Sebi proposes easier listing norms for start-ups

SEBI has proposed to further relax the norms for listing start-ups by allowing more investor categories, relaxing shareholding norms and reducing the trading lot amount.

This is the second time the market regulator has initiated tweaking of norms as there has been no interest from start-ups to get listed on the Institutional Trading Platform (ITP).

SEBI proposed changes to the framework of ITP, which has failed to draw traction. Under the plan, ITP will be renamed Innovators Growth Platform (IGP).

25% of the pre-issue capital shall be held by qualified institutional buyers (QIBs) or other regulated entities or accredited investors for at least two years. Out of this, not more than 10 per cent shall be held by accredited investors.

QIBs, family trusts with networth of more than Rs.500 crore, category III foreign portfolio investors (FPIs) shall be made eligible.
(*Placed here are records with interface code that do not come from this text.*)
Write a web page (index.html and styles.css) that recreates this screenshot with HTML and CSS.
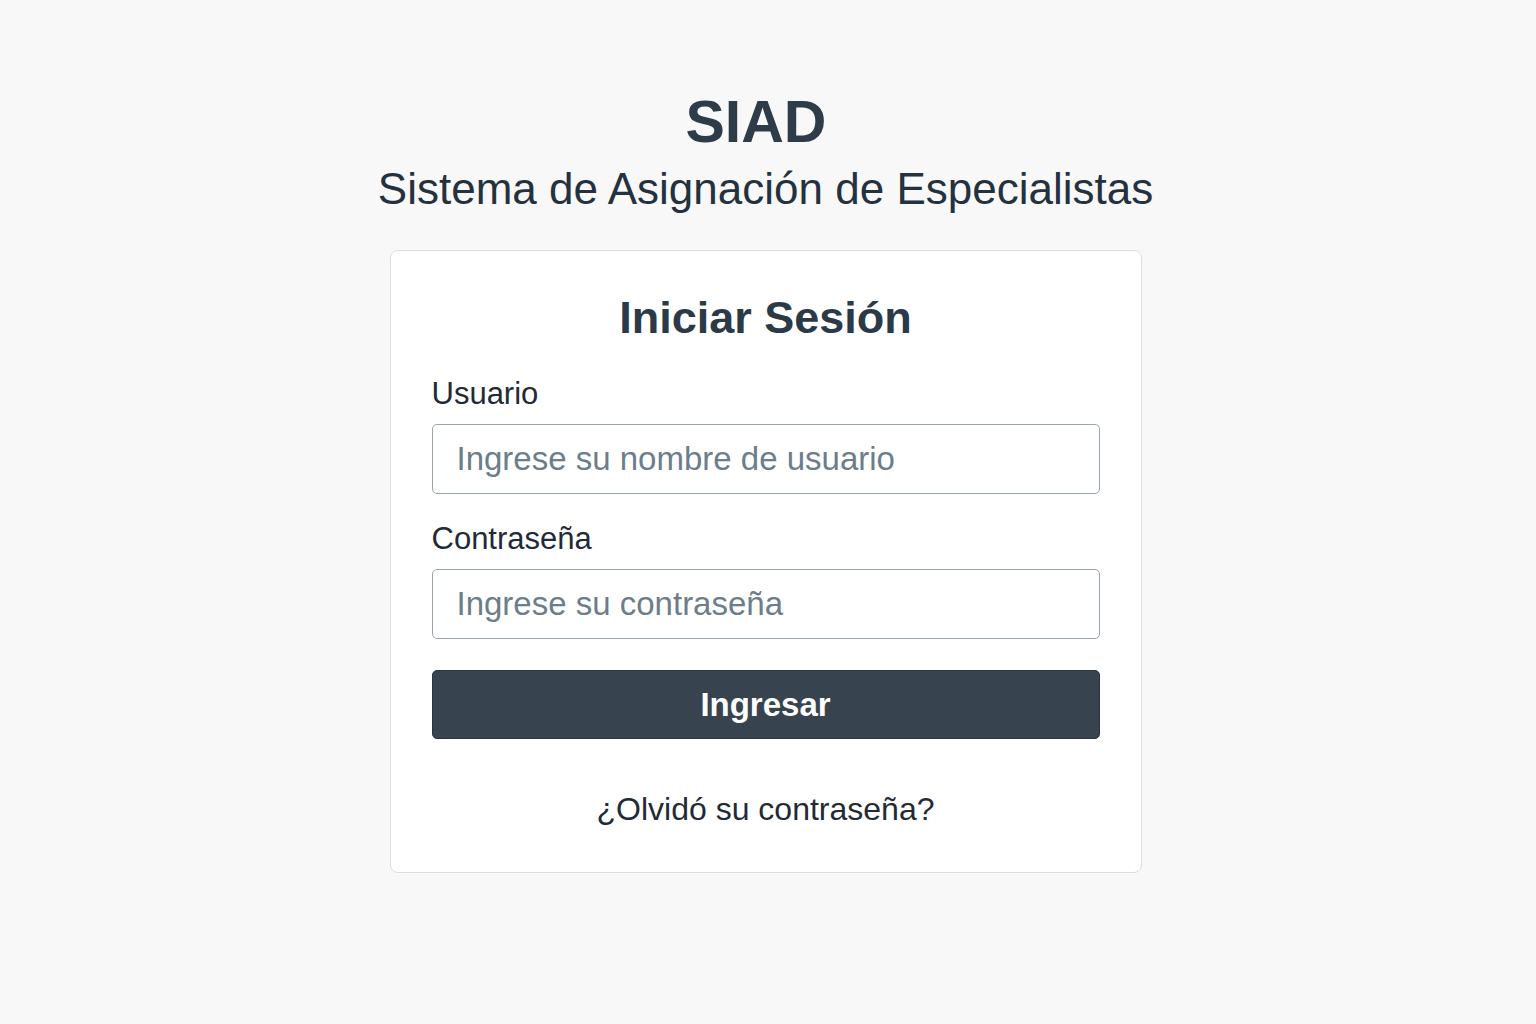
FILE: index.html
```html
<!DOCTYPE html>
<html lang="es">
<head>
<meta charset="utf-8">
<title>SIAD - Iniciar Sesión</title>
<link rel="stylesheet" href="styles.css">
</head>
<body>
<main class="page">
  <header class="brand">
    <h1 class="brand-title">SIAD</h1>
    <p class="brand-subtitle">Sistema de Asignación de Especialistas</p>
  </header>
  <section class="card">
    <h2 class="card-title">Iniciar Sesión</h2>
    <form class="form">
      <div class="field">
        <label class="field-label" for="user">Usuario</label>
        <input class="field-input" id="user" type="text" placeholder="Ingrese su nombre de usuario">
      </div>
      <div class="field">
        <label class="field-label" for="pass">Contraseña</label>
        <input class="field-input" id="pass" type="password" placeholder="Ingrese su contraseña">
      </div>
      <button class="btn" type="button">Ingresar</button>
    </form>
    <a class="forgot" href="#">¿Olvidó su contraseña?</a>
  </section>
</main>
</body>
</html>
```
FILE: styles.css
```css
* { box-sizing: border-box; }
html, body { margin: 0; padding: 0; }
body {
  background: #f8f8f8;
  font-family: "Liberation Sans", Arial, sans-serif;
  color: #2c3a47;
  width: 1536px;
  height: 1024px;
}
.page {
  display: flex;
  flex-direction: column;
  align-items: center;
  padding-top: 92px;
  padding-right: 5px;
}
.brand {
  display: flex;
  flex-direction: column;
  align-items: center;
}
.brand-title {
  margin: 0 19px 0 0;
  font-size: 59px;
  line-height: 60px;
  font-weight: 700;
  color: #2e3c49;
}
.brand-subtitle {
  margin: 15px 0 0;
  font-size: 44px;
  line-height: 44px;
  color: #24313e;
}
.card {
  margin-top: 39px;
  width: 752px;
  background: #ffffff;
  border: 1px solid #d9dfe3;
  border-radius: 8px;
  padding: 44px 41px 45px;
  display: flex;
  flex-direction: column;
  align-items: stretch;
}
.card-title {
  margin: 0;
  text-align: center;
  font-size: 45px;
  line-height: 45px;
  font-weight: 700;
  color: #2c3a47;
}
.form {
  margin-top: 36px;
  display: flex;
  flex-direction: column;
  gap: 27px;
}
.field {
  display: flex;
  flex-direction: column;
  gap: 12px;
}
.field-label {
  font-size: 31px;
  line-height: 36px;
  color: #1f2b37;
}
.field-input {
  height: 70px;
  border: 1px solid #97a5b0;
  border-radius: 5px;
  padding: 0 24px;
  font-family: "Liberation Sans", Arial, sans-serif;
  font-size: 33px;
  color: #2c3a47;
  background: #fff;
}
.field-input::placeholder {
  color: #6c7d8b;
}
.btn {
  margin-top: 4px;
  height: 69px;
  border: 1px solid #2a343e;
  border-radius: 5px;
  background: #37434f;
  color: #ffffff;
  font-family: "Liberation Sans", Arial, sans-serif;
  font-size: 33px;
  font-weight: 700;
}
.forgot {
  margin-top: 52px;
  text-align: center;
  font-size: 32px;
  line-height: 36px;
  color: #1f2b37;
  text-decoration: none;
}
```
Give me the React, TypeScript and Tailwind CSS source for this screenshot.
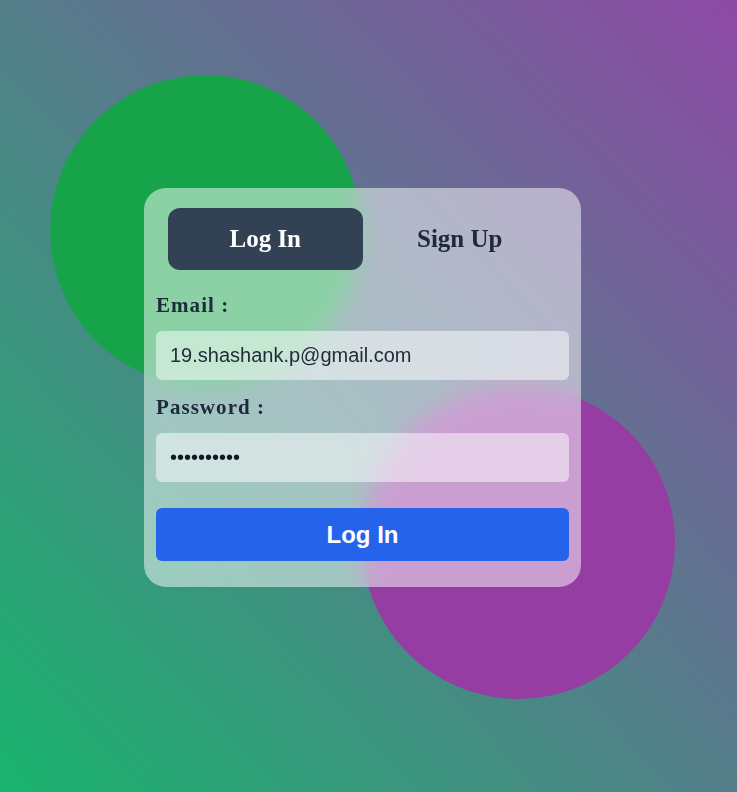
import React, { useState } from 'react';

export default function App() {
  const [tab, setTab] = useState<'login' | 'signup'>('login');
  const [email, setEmail] = useState('19.shashank.p@gmail.com');
  const [password, setPassword] = useState('1234567890');

  return (
    <div className="relative h-[792px] overflow-hidden bg-[linear-gradient(to_top_right,#19b46e,#8e49a6)] flex items-center justify-center pr-3 pb-[17px]">
      {/* background blobs */}
      <div className="absolute left-[50px] top-[75px] w-[311px] h-[311px] rounded-full bg-[#17a34a]" />
      <div className="absolute left-[362px] top-[386px] w-[313px] h-[313px] rounded-full bg-[#963da3]" />

      <div className="relative w-[437px] rounded-[22px] bg-white/50 backdrop-blur-md pb-[26px]">
        <div className="grid grid-cols-2 px-6 pt-5 font-['Liberation_Serif',serif]">
          <button
            onClick={() => setTab('login')}
            className={`h-[62px] rounded-xl text-[25px] font-bold ${
              tab === 'login' ? 'bg-[#334155] text-white' : 'text-[#1e293b]'
            }`}
          >
            Log In
          </button>
          <button
            onClick={() => setTab('signup')}
            className={`h-[62px] rounded-xl text-[25px] font-bold ${
              tab === 'signup' ? 'bg-[#334155] text-white' : 'text-[#1e293b]'
            }`}
          >
            Sign Up
          </button>
        </div>

        <form className="px-3 mt-[21px] flex flex-col" onSubmit={(e) => e.preventDefault()}>
          <label className="font-['Liberation_Serif',serif] text-[21px] leading-7 font-bold tracking-wider text-[#1e293b]">
            Email :
          </label>
          <input
            type="email"
            value={email}
            onChange={(e) => setEmail(e.target.value)}
            className="mt-3 h-[49px] rounded-md bg-white/50 px-3.5 font-['Liberation_Sans',Arial,sans-serif] text-xl text-[#1f2937] outline-none"
          />
          <label className="mt-[13px] font-['Liberation_Serif',serif] text-[21px] leading-7 font-bold tracking-wider text-[#1e293b]">
            Password :
          </label>
          <input
            type="password"
            value={password}
            onChange={(e) => setPassword(e.target.value)}
            className="mt-3 h-[49px] rounded-md bg-white/50 px-3.5 font-['Liberation_Sans',Arial,sans-serif] text-xl text-[#111827] outline-none"
          />
          <button
            type="submit"
            className="mt-[26px] h-[53px] rounded-md bg-[#2563eb] font-['Liberation_Sans',Arial,sans-serif] text-2xl font-bold text-white"
          >
            Log In
          </button>
        </form>
      </div>
    </div>
  );
}
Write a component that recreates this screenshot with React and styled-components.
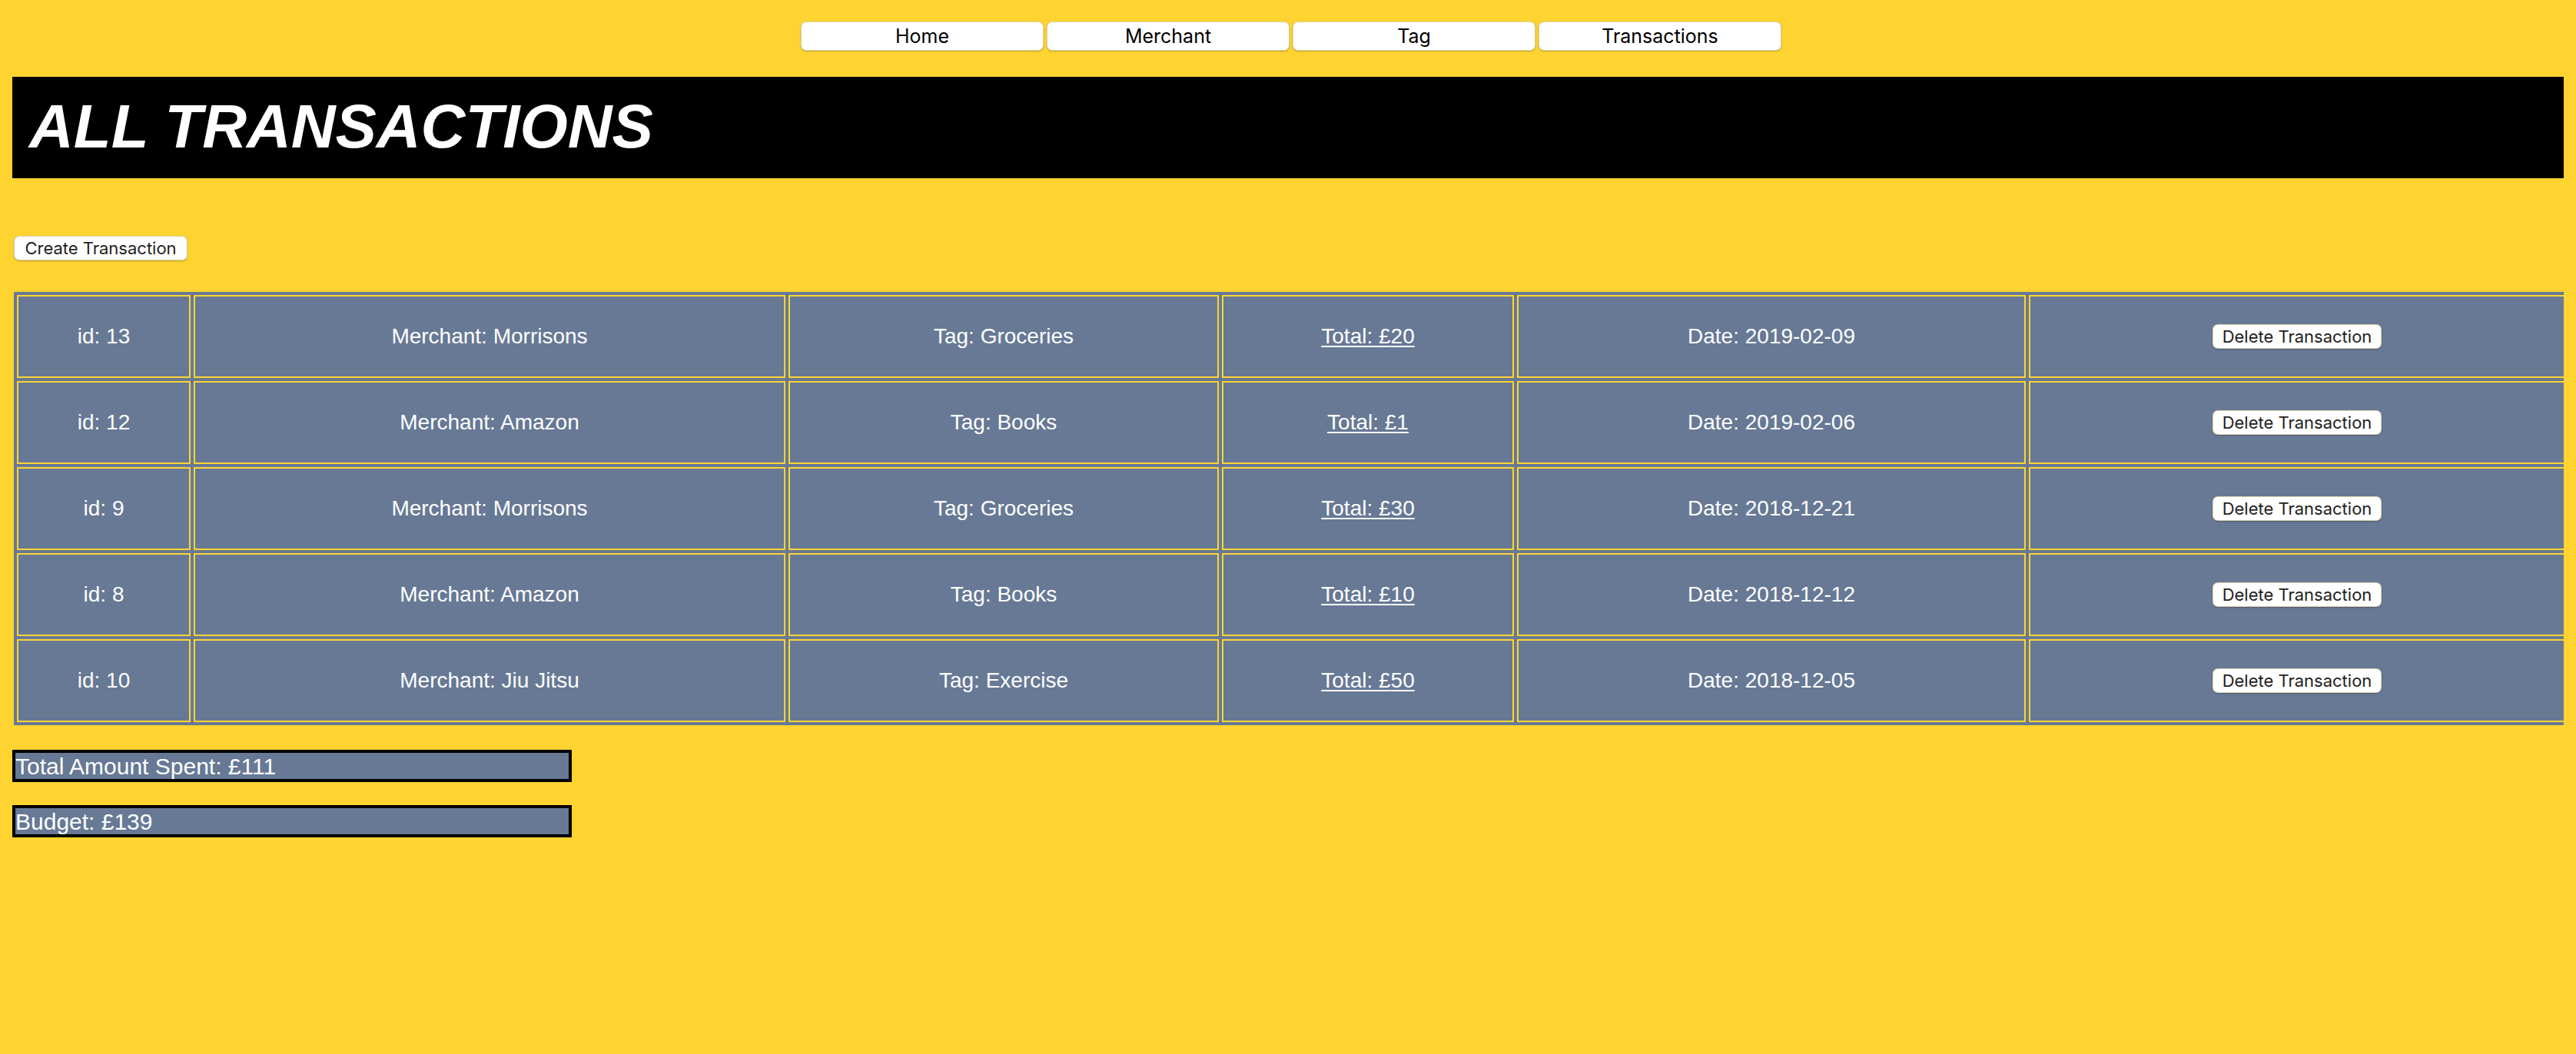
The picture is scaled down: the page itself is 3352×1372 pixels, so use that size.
import React from 'react';
import styled, { createGlobalStyle } from 'styled-components';

const yellow = '#ffd431';
const slate = '#677995';

const GlobalStyle = createGlobalStyle`
  body {
    margin: 16px;
    background: ${yellow};
    font-family: "Liberation Sans", Arial, Helvetica, sans-serif;
  }
`;

// top menu
const Nav = styled.nav`
  display: flex;
  justify-content: center;
  gap: 4px;
  padding: 12px 0 0 8px;
`;

const Button = styled.button`
  box-sizing: border-box;
  background: #ffffff;
  color: #222222;
  font-family: Inter, "Liberation Sans", sans-serif;
  font-size: 22px;
  white-space: nowrap;
  border: 1px solid rgba(150, 120, 20, 0.35);
  border-radius: 7px;
  box-shadow: 0 1px 2px rgba(0, 0, 0, 0.25);
  padding: 0 12px;
  height: 32px;
  cursor: pointer;
`;

const NavButton = styled(Button)`
  width: 316px;
  height: 38px;
  font-size: 25px;
  color: #000000;
`;

const Header = styled.header`
  display: flex;
  align-items: center;
  height: 132px;
  margin-top: 34px;
  padding: 0 0 3px 22px;
  box-sizing: border-box;
  background: #000000;
`;

const Title = styled.h1`
  margin: 0;
  color: #ffffff;
  font-size: 80px;
  line-height: 80px;
  font-weight: 700;
  font-style: italic;
`;

const CreateButton = styled(Button)`
  display: block;
  margin: 75px 0 0 2px;
  width: 226px;
  padding: 0;
`;

const Table = styled.div`
  display: grid;
  grid-template-columns: 226fr 770fr 560fr 380fr 662fr 698fr;
  grid-auto-rows: 108px;
  gap: 4px;
  padding: 4px;
  margin: 41px -6px 0 2px;
  background: ${slate};
`;

const Cell = styled.div`
  display: flex;
  align-items: center;
  justify-content: center;
  min-width: 0;
  border: 2px solid ${yellow};
  color: #ffffff;
  font-size: 28px;
  text-align: center;
`;

const TotalLink = styled.a`
  color: #ffffff;
  text-decoration: underline;
  text-underline-offset: 3px;
`;

const Summary = styled.div`
  box-sizing: border-box;
  width: 728px;
  height: 42px;
  margin-top: ${(props) => props.gap}px;
  padding-top: 1px;
  border: 4px solid #000000;
  background: ${slate};
  color: #ffffff;
  font-size: 30px;
  line-height: 33px;
`;

const transactions = [
  { id: 13, merchant: 'Morrisons', tag: 'Groceries', total: 20, date: '2019-02-09' },
  { id: 12, merchant: 'Amazon', tag: 'Books', total: 1, date: '2019-02-06' },
  { id: 9, merchant: 'Morrisons', tag: 'Groceries', total: 30, date: '2018-12-21' },
  { id: 8, merchant: 'Amazon', tag: 'Books', total: 10, date: '2018-12-12' },
  { id: 10, merchant: 'Jiu Jitsu', tag: 'Exercise', total: 50, date: '2018-12-05' },
];

function App() {
  const spent = transactions.reduce((sum, t) => sum + t.total, 0);

  return (
    <>
      <GlobalStyle />
      <Nav>
        {['Home', 'Merchant', 'Tag', 'Transactions'].map((item) => (
          <NavButton key={item}>{item}</NavButton>
        ))}
      </Nav>
      <Header>
        <Title>ALL TRANSACTIONS</Title>
      </Header>
      <CreateButton>Create Transaction</CreateButton>
      <Table>
        {transactions.map((t) => (
          <React.Fragment key={t.id}>
            <Cell>id: {t.id}</Cell>
            <Cell>Merchant: {t.merchant}</Cell>
            <Cell>Tag: {t.tag}</Cell>
            <Cell>
              <TotalLink href="#">Total: £{t.total}</TotalLink>
            </Cell>
            <Cell>Date: {t.date}</Cell>
            <Cell>
              <Button>Delete Transaction</Button>
            </Cell>
          </React.Fragment>
        ))}
      </Table>
      <Summary gap={32}>Total Amount Spent: £{spent}</Summary>
      <Summary gap={30}>Budget: £139</Summary>
    </>
  );
}

export default App;
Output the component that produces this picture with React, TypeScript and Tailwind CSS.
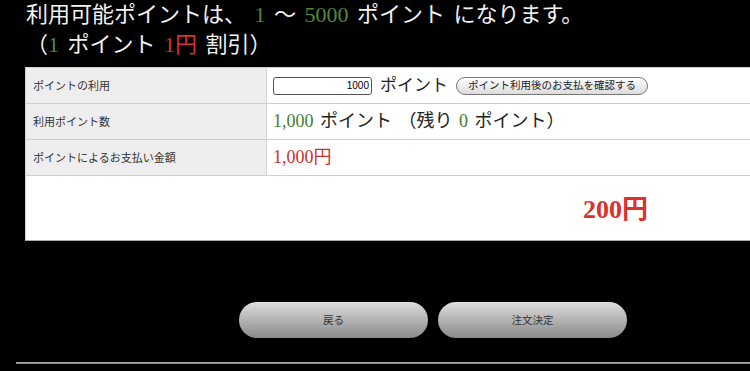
import React from "react";

const serif = { fontFamily: '"Liberation Serif", "Noto Sans CJK JP", serif' };
const sans = { fontFamily: '"Noto Sans CJK JP", "Liberation Sans", sans-serif' };

const Row: React.FC<{ label: string; children: React.ReactNode }> = ({ label, children }) => (
  <div className="flex h-9 border-b border-[#cfcfcf]">
    <div className="w-[241px] shrink-0 bg-[#eeeeee] border-r border-[#d6d6d6] flex items-center pl-[7px] text-[11px] text-[#333]" style={sans}>
      {label}
    </div>
    <div className="flex-1 flex items-center pl-[6px] bg-white">{children}</div>
  </div>
);

const App: React.FC = () => {
  return (
    <div className="w-[750px] h-[371px] bg-black overflow-hidden relative">
      <div className="pl-[26px] text-[22px] leading-[30px] text-[#f2f2f2] [word-spacing:3px]" style={serif}>
        <p>
          利用可能ポイントは、 <span className="text-[#4e8a3c]">1</span> 〜 <span className="text-[#4e8a3c]">5000</span> ポイント になります。
        </p>
        <p>
          （<span className="text-[#4e8a3c]">1</span> ポイント <span className="text-[#d8322c]">1円</span> 割引）
        </p>
      </div>

      <div className="ml-[25px] mt-[7px] w-[760px] border border-[#cfcfcf] border-b-[#aaa] bg-white">
        <Row label="ポイントの利用">
          <div className="w-[99px] h-[18px] border border-[#555] rounded-[3px] bg-white flex items-center justify-end pr-[2px] text-[10px] text-black" style={{ fontFamily: '"Liberation Sans", sans-serif' }}>
            1000
          </div>
          <span className="ml-[8px] text-[17px] text-[#222]" style={serif}>ポイント</span>
          <button className="ml-[8px] h-[18px] px-[11px] rounded-full border border-[#777] bg-gradient-to-b from-white to-[#dcdcdc] text-[10.5px] text-[#222] leading-none" style={sans}>
            ポイント利用後のお支払を確認する
          </button>
        </Row>
        <Row label="利用ポイント数">
          <span className="text-[18px] text-[#222] [word-spacing:2px]" style={serif}>
            <span className="text-[#3f7f2e]">1,000</span> ポイント （残り <span className="text-[#3f7f2e]">0</span> ポイント）
          </span>
        </Row>
        <Row label="ポイントによるお支払い金額">
          <span className="text-[18px] text-[#c8302a]" style={serif}>1,000円</span>
        </Row>
        <div className="h-[64px] flex items-center pl-[557px] pt-[2px]">
          <span className="text-[26px] font-bold text-[#d8322c]" style={serif}>200円</span>
        </div>
      </div>

      <div className="flex gap-[10px] pl-[239px] mt-[61px]">
        <button className="w-[189px] h-[36px] rounded-full bg-gradient-to-b from-[#dedede] to-[#8a8a8a] text-[10.5px] text-[#333]" style={sans}>
          戻る
        </button>
        <button className="w-[189px] h-[36px] rounded-full bg-gradient-to-b from-[#dedede] to-[#8a8a8a] text-[10.5px] text-[#333]" style={sans}>
          注文決定
        </button>
      </div>

      <div className="ml-[16px] mt-[24px] h-[2px] bg-gradient-to-b from-[#bbb] to-[#777]" />
    </div>
  );
};

export default App;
SEBI also proposed that entities with pooled investment funds and minimum assets under management of $150 million and those from a jurisdiction signatory to the International Organisation of Securities Commission’s Multilateral MoU shall qualify to hold 25 per cent of the pre-issue capital.

SEBI defined accredited investor as an individual with total gross income of Rs.50 lakh annually and one who has a minimum liquid net worth of Rs.5 crore or any corporate with net worth of Rs.25 crore.

The regulator also suggested tweaking the share allocation limit in entities listed on the platform. It ruled out any minimum reservation of allocation to any specific category of investors, and said the allocation should be on a proportionate basis.